Using the material that follows, identify and copy each line with the string "components".

DATA TO PROCESS ->
+---+
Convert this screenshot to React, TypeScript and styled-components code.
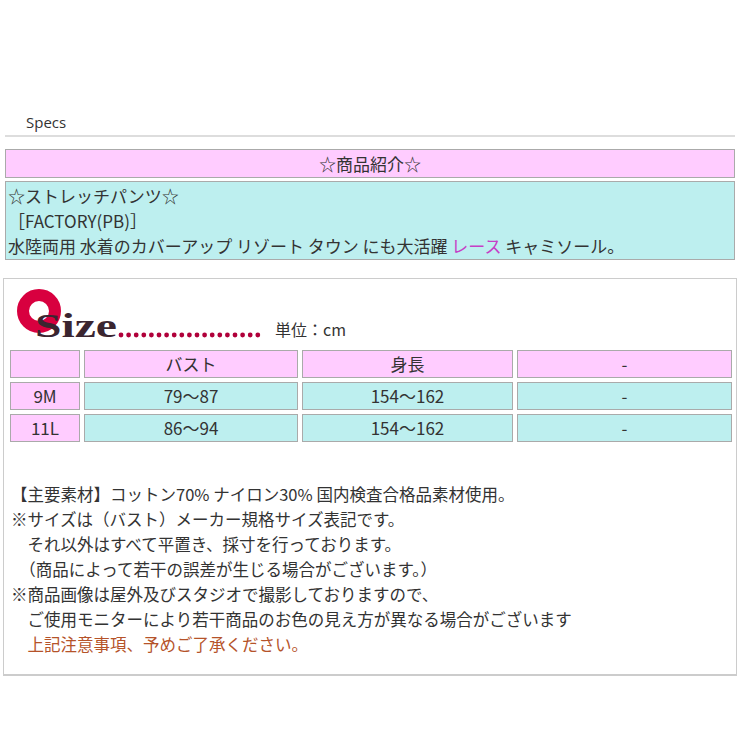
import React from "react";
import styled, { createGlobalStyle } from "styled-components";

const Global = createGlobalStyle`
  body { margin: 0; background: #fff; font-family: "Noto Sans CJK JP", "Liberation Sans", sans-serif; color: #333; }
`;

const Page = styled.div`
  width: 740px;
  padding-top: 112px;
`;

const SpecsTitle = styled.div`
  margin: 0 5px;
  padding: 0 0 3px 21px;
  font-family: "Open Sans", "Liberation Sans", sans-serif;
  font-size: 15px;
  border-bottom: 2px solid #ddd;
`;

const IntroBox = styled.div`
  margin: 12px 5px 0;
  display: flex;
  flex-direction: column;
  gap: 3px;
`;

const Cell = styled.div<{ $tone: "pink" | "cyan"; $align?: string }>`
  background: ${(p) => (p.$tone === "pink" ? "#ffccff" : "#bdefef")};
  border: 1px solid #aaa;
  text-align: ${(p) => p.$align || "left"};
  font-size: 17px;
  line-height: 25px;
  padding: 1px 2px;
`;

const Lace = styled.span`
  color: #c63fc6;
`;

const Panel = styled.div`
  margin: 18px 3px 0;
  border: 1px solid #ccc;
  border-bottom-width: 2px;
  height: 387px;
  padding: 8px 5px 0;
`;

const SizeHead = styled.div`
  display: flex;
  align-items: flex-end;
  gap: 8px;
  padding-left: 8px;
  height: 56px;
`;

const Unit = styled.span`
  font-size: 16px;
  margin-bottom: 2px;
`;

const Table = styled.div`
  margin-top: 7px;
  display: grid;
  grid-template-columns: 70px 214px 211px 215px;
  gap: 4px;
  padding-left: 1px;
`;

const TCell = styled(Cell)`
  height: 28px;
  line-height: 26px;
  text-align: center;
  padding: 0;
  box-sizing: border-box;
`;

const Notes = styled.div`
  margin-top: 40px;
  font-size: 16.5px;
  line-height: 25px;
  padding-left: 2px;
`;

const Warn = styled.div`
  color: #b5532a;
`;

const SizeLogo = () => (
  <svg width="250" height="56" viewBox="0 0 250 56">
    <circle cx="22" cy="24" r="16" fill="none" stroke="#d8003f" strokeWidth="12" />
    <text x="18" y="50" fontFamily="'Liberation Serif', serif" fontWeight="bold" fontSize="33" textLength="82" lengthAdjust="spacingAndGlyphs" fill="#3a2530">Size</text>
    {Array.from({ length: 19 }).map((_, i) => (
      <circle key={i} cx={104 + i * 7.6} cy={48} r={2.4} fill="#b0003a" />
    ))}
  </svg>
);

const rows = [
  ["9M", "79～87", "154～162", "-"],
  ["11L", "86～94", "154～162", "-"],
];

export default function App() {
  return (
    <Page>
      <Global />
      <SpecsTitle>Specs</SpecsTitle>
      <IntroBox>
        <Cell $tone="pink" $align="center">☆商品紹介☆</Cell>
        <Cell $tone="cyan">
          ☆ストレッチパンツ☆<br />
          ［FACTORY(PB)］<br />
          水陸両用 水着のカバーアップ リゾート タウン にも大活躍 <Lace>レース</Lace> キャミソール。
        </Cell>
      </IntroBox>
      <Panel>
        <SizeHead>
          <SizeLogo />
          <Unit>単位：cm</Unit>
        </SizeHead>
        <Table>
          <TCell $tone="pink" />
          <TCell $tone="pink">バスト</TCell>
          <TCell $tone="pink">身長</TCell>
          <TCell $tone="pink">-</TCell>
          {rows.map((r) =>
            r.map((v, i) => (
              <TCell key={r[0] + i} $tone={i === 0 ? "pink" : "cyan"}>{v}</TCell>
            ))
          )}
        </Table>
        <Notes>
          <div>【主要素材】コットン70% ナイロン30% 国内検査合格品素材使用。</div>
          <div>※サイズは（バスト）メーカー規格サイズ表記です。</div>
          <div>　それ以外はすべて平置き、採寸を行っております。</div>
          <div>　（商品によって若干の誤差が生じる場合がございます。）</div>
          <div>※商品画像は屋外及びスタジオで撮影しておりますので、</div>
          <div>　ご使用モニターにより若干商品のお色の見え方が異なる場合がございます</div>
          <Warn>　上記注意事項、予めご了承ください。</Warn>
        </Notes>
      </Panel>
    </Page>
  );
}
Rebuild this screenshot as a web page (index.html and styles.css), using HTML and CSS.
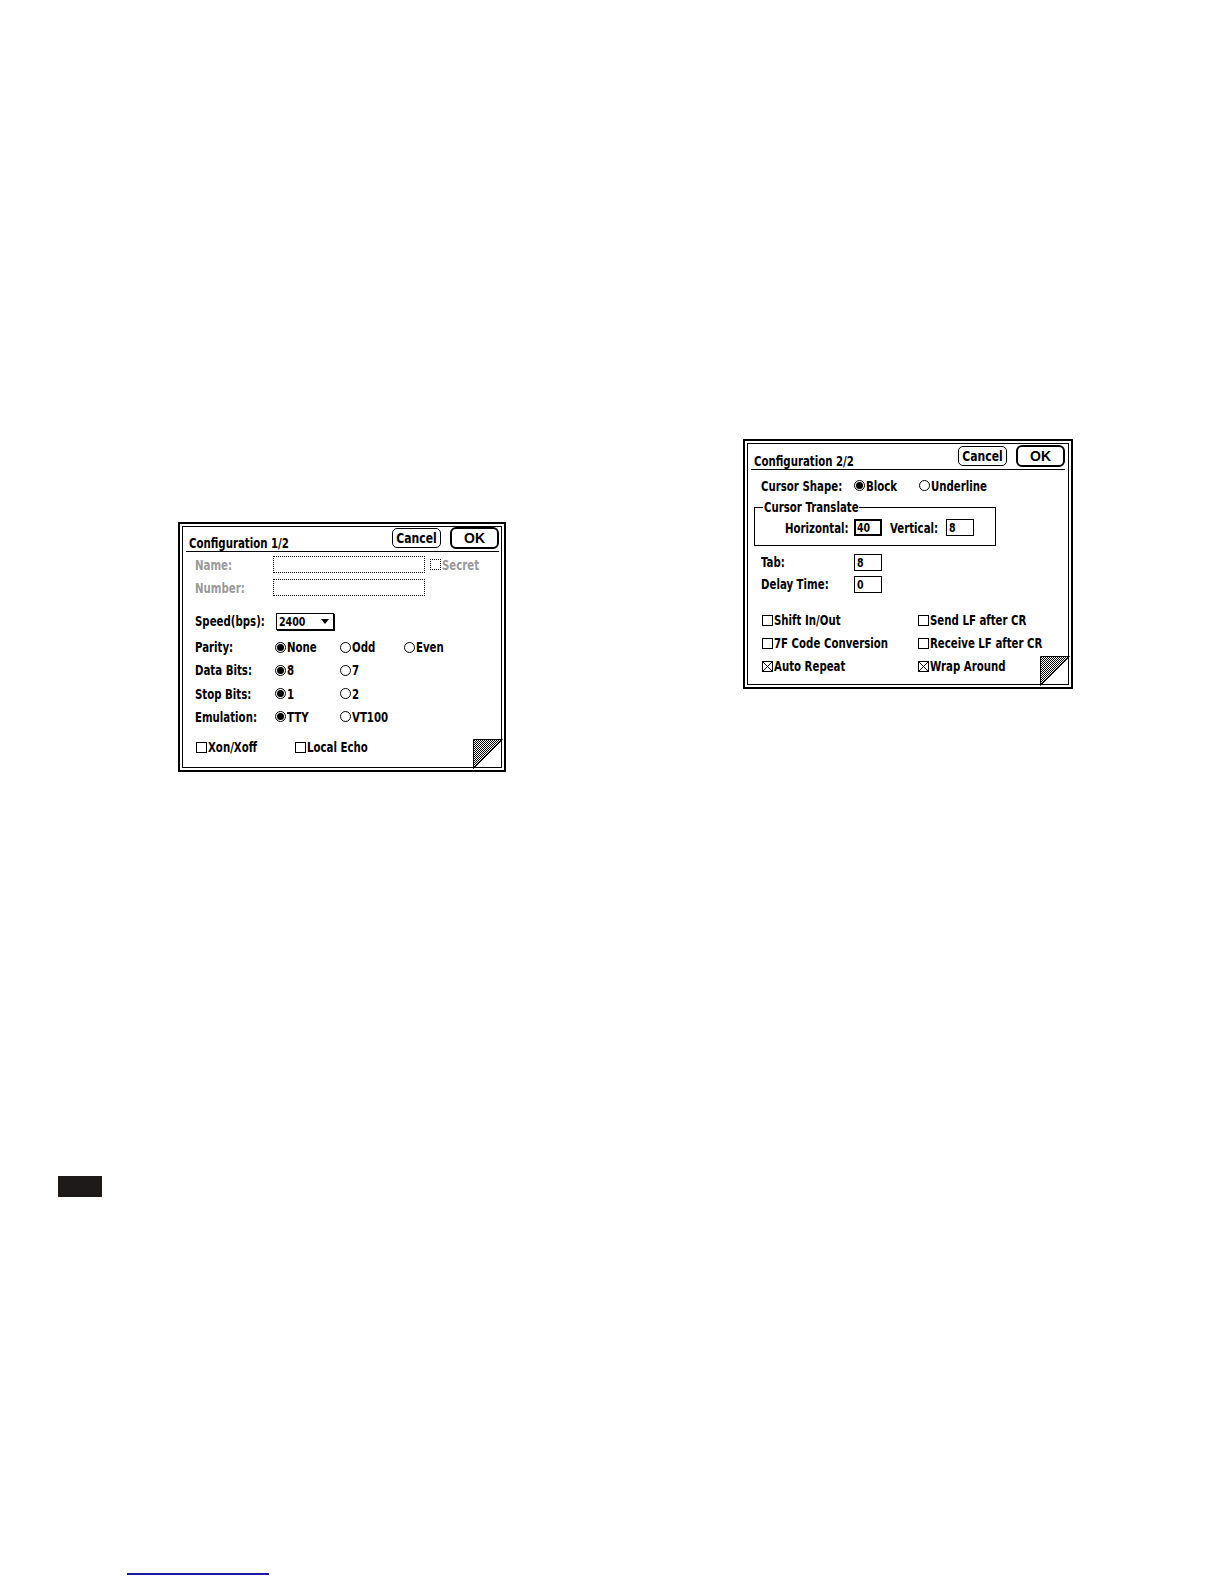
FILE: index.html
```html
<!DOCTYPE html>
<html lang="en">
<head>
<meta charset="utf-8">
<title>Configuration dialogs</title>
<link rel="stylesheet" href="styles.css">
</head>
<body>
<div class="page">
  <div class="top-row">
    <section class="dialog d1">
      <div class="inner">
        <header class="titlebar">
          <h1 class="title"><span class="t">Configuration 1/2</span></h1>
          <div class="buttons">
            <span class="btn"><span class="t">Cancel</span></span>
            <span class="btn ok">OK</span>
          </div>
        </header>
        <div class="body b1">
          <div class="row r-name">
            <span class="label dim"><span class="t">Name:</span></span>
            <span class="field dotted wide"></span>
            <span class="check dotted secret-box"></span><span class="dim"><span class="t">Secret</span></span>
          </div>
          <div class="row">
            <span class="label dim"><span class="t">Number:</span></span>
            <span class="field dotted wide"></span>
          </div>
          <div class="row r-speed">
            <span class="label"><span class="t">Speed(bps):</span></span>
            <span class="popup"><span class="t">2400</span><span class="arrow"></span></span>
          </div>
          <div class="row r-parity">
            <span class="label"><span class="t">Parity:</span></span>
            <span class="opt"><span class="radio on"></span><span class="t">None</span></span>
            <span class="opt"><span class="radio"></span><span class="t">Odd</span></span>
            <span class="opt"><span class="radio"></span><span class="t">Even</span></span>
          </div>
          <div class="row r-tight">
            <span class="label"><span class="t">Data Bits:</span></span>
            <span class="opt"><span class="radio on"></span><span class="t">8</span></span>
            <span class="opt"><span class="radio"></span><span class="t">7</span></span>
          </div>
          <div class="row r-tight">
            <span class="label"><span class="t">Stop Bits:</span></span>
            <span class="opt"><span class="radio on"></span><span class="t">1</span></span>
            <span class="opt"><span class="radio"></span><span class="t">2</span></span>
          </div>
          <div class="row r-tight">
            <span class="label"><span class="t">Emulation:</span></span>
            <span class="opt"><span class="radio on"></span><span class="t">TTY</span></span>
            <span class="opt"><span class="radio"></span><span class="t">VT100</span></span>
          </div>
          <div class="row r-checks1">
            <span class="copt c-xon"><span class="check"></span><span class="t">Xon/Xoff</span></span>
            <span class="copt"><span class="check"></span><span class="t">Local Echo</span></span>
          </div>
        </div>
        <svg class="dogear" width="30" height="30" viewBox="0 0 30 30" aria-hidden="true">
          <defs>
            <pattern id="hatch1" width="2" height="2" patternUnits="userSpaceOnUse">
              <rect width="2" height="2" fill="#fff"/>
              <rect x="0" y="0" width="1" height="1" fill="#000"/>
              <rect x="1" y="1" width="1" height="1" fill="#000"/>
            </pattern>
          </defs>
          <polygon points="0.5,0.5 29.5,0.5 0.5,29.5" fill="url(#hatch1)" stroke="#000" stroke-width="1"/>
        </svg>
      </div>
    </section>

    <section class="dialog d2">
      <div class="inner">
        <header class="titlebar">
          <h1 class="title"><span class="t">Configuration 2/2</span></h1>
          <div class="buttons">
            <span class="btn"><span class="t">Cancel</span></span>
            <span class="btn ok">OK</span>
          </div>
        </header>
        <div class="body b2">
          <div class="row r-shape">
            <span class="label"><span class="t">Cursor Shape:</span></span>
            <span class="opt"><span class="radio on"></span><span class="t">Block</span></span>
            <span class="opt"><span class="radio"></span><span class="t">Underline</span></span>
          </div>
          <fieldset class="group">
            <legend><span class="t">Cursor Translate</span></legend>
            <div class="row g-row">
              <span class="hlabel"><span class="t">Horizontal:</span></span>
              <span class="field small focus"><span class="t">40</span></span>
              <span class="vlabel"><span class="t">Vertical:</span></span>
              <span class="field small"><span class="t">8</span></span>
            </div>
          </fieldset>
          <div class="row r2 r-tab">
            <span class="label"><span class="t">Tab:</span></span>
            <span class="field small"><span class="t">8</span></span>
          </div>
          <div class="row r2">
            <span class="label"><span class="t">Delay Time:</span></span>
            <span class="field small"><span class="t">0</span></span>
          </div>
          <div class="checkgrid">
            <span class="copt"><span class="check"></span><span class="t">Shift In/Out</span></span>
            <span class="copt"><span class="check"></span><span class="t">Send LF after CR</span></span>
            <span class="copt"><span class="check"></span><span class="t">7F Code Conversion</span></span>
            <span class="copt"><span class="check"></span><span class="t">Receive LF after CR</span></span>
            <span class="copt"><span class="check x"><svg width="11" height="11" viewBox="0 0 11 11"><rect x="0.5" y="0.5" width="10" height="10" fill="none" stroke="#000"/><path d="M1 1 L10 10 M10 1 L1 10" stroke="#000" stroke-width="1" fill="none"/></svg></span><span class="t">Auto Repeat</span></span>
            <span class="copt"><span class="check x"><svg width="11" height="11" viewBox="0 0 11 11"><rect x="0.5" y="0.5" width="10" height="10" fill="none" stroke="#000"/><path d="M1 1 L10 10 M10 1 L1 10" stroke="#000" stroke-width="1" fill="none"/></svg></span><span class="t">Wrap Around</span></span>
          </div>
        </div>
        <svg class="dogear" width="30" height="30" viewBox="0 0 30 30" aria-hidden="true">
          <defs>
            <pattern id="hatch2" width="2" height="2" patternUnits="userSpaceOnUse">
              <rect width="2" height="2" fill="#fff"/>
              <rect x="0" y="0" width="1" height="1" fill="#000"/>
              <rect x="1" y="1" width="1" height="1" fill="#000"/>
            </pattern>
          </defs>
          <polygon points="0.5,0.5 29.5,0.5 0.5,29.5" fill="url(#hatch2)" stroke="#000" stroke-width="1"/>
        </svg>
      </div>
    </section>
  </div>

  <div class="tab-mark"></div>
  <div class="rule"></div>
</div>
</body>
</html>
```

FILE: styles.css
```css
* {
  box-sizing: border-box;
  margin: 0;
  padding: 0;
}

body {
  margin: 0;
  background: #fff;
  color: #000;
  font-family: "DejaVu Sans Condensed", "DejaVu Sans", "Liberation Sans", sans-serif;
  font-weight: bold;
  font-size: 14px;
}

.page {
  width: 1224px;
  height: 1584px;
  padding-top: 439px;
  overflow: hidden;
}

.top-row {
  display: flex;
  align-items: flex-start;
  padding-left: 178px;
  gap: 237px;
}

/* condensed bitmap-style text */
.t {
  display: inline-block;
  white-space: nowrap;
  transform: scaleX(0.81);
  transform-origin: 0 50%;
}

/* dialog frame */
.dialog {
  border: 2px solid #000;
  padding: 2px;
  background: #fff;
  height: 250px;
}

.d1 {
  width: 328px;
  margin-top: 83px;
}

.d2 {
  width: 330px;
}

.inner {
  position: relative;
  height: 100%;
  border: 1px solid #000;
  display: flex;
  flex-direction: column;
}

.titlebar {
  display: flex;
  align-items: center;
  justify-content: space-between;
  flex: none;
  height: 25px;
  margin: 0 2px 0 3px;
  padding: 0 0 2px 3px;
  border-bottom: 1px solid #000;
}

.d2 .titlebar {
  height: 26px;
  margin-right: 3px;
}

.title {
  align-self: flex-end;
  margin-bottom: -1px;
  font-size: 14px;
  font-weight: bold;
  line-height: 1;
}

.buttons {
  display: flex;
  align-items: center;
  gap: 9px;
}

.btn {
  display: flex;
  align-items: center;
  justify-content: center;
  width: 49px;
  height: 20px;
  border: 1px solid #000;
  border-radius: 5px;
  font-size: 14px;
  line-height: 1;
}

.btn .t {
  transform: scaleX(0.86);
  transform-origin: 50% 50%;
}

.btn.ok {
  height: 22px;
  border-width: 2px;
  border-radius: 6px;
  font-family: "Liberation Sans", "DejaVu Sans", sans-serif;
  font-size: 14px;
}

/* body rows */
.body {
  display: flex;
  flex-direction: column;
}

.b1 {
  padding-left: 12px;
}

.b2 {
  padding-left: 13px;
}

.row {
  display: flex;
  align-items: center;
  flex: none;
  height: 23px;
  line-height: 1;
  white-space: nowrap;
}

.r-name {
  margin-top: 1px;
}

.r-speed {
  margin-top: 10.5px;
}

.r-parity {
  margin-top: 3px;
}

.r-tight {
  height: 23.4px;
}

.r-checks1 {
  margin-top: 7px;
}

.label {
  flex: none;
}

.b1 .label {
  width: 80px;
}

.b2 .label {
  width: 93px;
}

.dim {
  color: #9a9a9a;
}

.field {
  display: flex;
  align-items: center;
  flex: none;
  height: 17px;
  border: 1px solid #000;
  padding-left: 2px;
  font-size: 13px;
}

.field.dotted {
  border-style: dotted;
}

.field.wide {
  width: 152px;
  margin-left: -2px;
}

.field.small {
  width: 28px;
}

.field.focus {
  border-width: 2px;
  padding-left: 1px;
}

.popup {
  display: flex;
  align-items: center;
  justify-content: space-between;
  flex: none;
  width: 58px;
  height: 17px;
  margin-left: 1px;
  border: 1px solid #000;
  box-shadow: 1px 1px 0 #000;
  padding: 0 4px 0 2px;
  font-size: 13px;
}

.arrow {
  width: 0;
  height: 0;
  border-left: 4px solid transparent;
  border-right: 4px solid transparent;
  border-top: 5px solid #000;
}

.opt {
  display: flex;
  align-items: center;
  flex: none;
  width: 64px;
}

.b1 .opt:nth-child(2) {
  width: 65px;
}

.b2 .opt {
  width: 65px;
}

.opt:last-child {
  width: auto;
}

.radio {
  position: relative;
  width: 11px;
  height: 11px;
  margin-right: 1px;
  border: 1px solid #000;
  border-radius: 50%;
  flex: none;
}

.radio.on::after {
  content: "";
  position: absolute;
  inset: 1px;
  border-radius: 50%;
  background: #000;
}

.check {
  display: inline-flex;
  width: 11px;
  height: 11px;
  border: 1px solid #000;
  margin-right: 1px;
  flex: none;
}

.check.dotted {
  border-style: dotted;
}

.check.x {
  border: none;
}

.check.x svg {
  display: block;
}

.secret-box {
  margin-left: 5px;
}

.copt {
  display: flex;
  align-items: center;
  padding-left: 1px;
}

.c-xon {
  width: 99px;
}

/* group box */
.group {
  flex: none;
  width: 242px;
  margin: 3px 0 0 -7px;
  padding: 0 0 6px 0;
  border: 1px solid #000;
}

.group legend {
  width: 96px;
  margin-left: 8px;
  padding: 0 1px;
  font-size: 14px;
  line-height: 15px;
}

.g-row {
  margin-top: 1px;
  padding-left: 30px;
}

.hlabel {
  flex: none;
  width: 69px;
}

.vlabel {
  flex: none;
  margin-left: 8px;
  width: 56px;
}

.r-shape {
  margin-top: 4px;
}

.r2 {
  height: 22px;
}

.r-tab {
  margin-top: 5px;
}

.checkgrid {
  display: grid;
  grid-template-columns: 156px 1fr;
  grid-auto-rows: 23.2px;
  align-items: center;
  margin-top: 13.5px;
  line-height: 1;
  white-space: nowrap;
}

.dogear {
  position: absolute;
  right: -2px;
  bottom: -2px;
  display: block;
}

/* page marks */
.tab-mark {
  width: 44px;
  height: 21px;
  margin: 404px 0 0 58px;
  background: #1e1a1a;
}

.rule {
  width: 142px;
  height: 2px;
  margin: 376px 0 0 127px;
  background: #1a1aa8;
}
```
+---+
WRITTEN SOLUTION ->
Convert this screenshot to React, TypeScript and styled-components code.
import styled, { createGlobalStyle } from "styled-components";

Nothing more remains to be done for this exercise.